Find the string "React" in the listing and report every line that has it.

===============

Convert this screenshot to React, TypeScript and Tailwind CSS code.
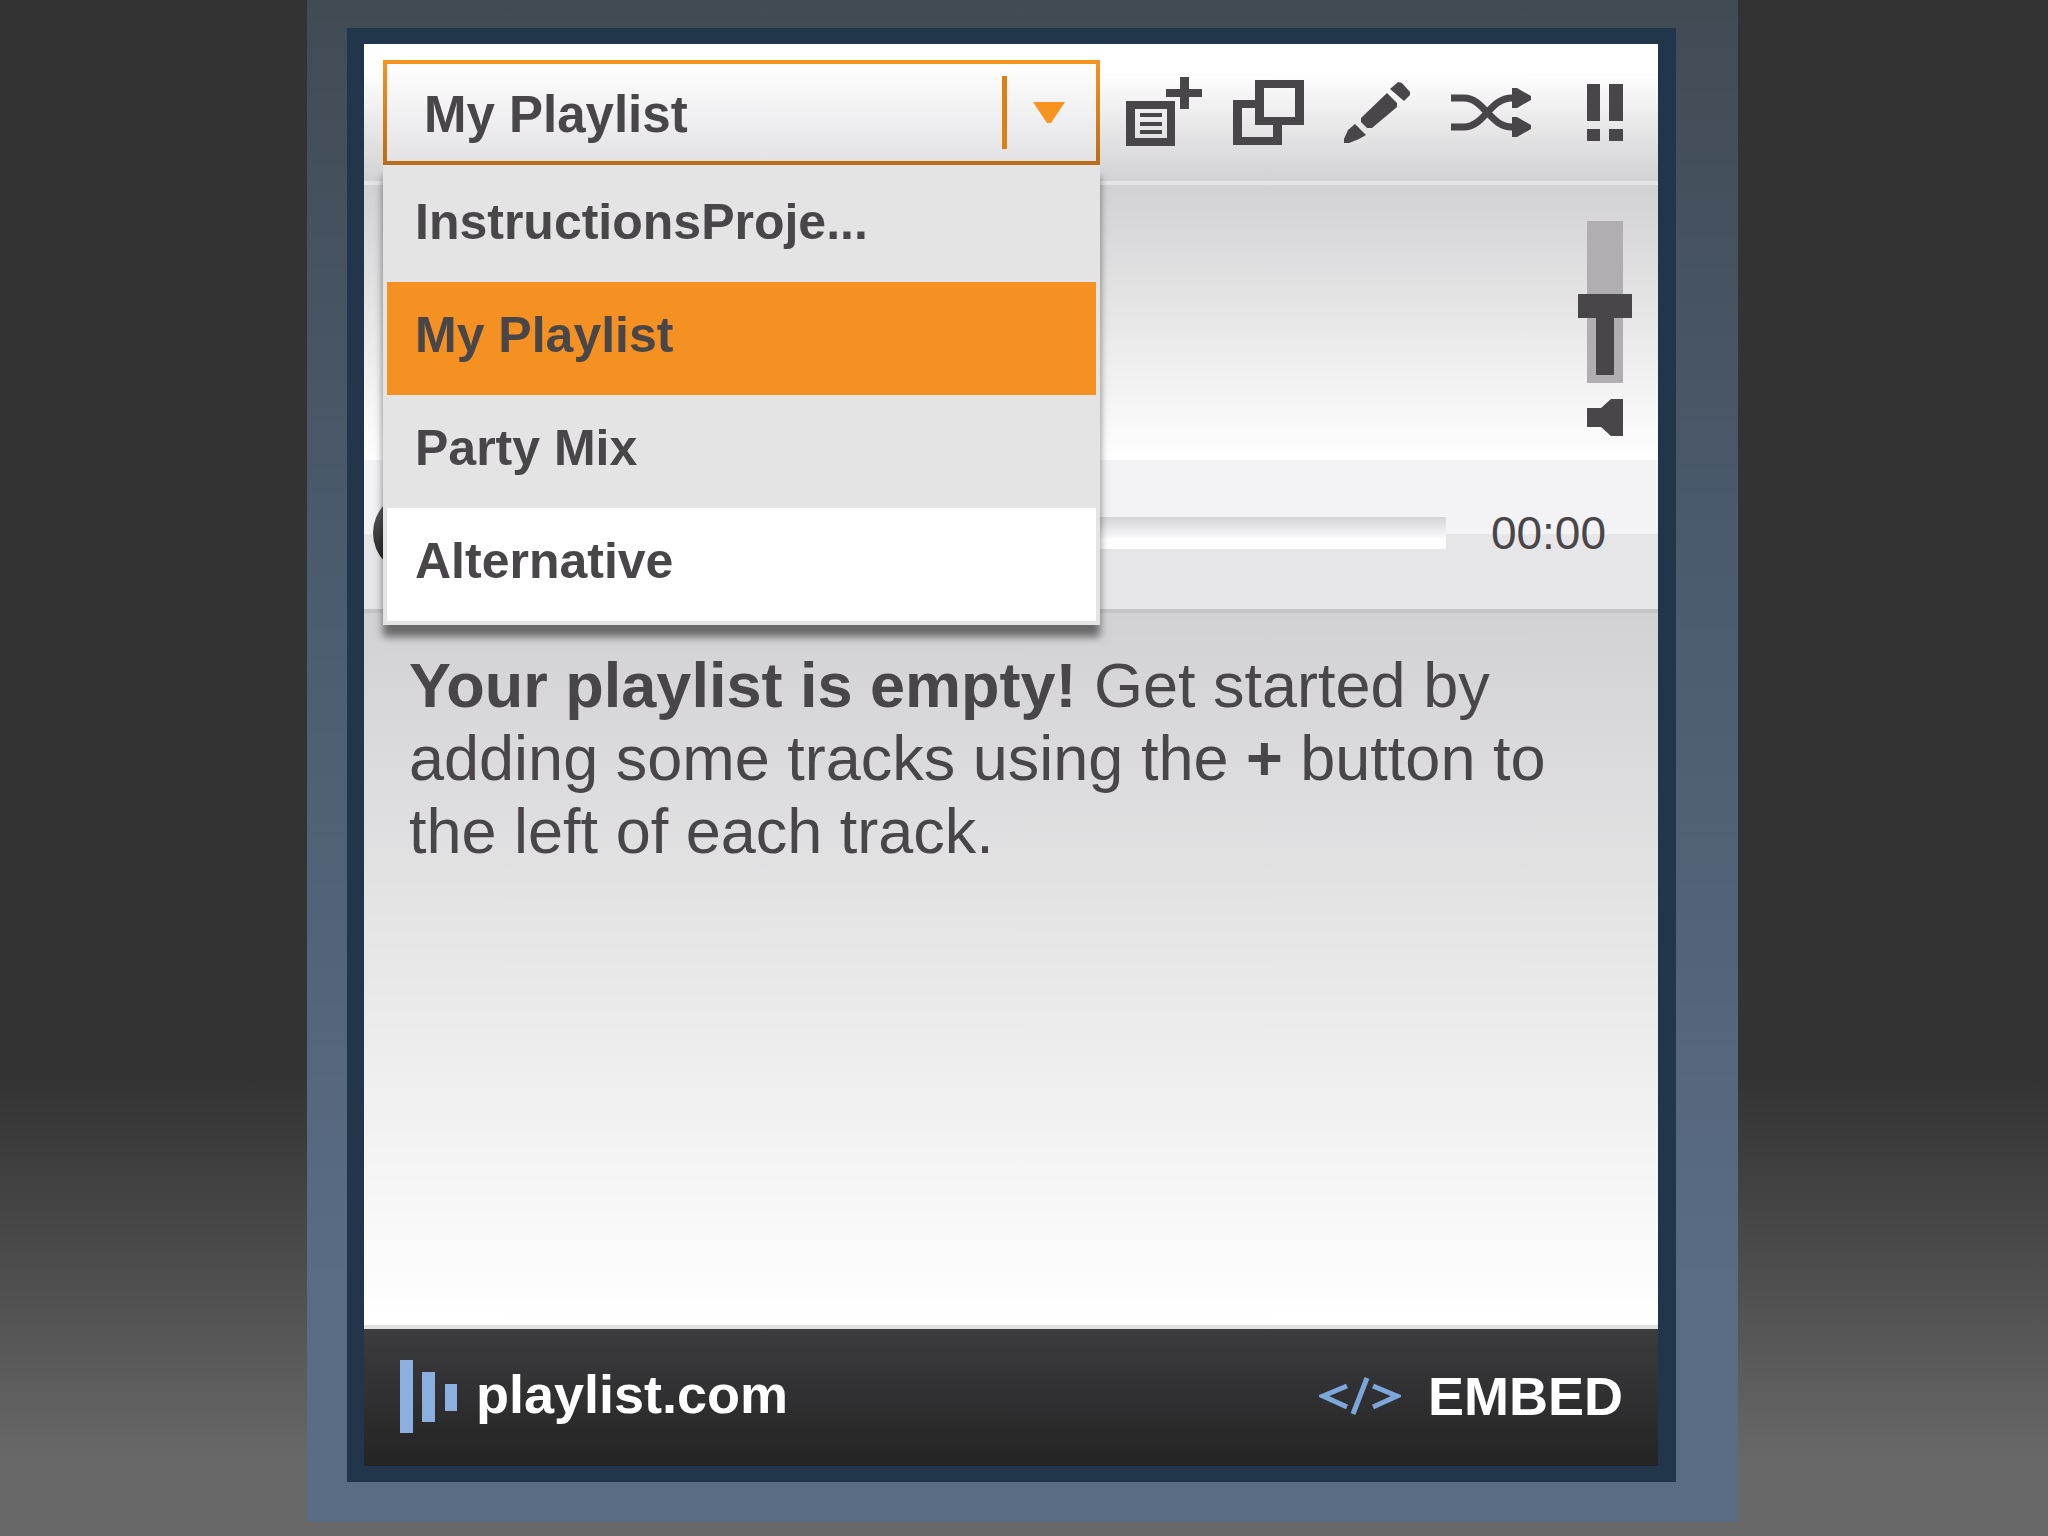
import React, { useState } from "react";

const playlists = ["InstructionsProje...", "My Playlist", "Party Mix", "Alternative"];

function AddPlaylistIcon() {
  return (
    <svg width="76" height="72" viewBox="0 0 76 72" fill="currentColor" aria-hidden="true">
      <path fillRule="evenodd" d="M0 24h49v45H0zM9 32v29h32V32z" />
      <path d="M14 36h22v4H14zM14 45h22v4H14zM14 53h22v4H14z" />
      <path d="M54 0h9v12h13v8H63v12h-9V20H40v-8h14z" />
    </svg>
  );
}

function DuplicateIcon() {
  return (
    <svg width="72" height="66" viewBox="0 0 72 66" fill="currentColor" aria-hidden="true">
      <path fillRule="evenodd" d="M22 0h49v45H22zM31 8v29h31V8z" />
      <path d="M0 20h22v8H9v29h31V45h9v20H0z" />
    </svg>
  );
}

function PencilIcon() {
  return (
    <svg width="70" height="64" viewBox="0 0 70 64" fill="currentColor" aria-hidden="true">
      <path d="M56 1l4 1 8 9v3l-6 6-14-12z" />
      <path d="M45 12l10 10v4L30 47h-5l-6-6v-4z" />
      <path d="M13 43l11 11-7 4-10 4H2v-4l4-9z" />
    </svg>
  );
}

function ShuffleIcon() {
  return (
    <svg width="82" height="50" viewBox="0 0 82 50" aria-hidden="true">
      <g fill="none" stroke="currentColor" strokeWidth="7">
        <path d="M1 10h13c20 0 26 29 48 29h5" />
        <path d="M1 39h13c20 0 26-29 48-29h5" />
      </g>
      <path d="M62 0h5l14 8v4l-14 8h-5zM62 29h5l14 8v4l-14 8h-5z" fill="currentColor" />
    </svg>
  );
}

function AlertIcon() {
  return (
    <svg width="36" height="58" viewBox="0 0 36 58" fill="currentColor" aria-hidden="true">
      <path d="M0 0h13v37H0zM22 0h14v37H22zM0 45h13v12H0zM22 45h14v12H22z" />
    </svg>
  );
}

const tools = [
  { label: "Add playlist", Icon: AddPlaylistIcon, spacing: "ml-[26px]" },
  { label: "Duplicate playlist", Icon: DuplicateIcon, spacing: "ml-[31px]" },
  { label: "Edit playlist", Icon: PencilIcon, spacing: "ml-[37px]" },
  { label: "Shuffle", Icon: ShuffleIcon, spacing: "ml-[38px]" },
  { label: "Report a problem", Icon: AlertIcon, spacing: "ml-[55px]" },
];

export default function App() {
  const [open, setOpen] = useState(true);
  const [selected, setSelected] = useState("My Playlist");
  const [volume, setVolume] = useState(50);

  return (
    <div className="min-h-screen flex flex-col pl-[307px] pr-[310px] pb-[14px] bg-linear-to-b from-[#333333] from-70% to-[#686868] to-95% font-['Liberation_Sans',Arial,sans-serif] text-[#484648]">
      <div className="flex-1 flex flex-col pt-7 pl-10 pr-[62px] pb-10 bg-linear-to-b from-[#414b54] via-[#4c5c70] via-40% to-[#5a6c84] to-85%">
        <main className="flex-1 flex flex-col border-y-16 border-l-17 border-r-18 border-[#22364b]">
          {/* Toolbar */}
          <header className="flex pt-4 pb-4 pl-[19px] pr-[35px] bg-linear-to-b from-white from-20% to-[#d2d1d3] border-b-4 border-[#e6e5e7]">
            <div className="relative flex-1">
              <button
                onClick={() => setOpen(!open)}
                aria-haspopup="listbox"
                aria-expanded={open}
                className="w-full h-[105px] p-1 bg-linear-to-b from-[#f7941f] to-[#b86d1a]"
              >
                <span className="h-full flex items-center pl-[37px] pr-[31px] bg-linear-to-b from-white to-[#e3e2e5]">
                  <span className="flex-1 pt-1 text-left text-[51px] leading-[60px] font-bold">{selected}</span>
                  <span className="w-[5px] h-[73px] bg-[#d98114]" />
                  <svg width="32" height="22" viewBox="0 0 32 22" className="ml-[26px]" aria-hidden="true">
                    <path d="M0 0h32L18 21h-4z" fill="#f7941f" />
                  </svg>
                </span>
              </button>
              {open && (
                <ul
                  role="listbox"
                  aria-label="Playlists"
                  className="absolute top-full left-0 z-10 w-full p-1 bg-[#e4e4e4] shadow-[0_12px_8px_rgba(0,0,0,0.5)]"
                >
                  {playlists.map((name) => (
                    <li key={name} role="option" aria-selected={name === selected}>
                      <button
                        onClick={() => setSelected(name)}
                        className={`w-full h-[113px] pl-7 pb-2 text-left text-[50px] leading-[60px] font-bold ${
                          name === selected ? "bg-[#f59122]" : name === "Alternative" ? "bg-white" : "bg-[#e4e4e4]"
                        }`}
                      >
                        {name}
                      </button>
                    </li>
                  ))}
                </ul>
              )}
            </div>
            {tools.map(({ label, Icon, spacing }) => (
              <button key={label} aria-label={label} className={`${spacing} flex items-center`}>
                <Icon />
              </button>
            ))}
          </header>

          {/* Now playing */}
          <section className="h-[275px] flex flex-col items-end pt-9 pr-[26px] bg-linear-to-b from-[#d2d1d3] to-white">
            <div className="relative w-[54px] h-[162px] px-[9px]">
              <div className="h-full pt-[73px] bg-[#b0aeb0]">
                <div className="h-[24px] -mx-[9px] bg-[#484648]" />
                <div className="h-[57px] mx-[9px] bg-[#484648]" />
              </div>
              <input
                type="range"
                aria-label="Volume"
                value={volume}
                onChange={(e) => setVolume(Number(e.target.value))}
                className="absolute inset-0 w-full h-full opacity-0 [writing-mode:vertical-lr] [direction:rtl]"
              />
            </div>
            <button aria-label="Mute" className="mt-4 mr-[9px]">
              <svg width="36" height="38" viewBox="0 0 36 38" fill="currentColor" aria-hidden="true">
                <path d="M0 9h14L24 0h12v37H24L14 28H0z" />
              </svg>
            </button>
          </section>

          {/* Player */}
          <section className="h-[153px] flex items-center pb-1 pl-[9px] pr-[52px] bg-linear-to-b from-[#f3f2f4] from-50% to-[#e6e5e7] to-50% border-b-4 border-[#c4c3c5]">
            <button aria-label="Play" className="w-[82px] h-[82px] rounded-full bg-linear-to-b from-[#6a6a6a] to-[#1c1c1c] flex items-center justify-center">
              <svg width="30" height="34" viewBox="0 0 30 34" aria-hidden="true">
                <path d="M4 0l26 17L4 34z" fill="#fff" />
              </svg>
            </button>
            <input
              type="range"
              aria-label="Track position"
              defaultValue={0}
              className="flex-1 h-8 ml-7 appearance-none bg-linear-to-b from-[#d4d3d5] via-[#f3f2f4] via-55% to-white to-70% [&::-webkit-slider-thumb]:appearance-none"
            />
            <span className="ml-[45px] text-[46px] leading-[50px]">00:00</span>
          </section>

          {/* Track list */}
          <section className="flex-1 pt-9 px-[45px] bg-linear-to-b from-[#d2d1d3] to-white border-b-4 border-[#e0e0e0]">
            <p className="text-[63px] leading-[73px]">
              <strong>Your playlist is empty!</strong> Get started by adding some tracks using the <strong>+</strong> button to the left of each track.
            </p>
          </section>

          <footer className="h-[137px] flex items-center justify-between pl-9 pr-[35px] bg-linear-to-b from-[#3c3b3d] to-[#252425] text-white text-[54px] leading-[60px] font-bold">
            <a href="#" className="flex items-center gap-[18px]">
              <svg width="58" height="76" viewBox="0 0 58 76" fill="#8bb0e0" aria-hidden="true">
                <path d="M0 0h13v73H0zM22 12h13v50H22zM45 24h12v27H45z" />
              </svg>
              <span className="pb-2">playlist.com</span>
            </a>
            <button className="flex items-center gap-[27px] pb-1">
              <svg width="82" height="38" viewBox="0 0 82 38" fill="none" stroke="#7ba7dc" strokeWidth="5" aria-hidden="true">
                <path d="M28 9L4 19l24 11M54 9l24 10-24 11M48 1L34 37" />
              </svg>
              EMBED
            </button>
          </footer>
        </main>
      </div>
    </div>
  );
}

===============

**Written solution:**
Convert this screenshot to React, TypeScript and Tailwind CSS code.
import React, { useState } from "react";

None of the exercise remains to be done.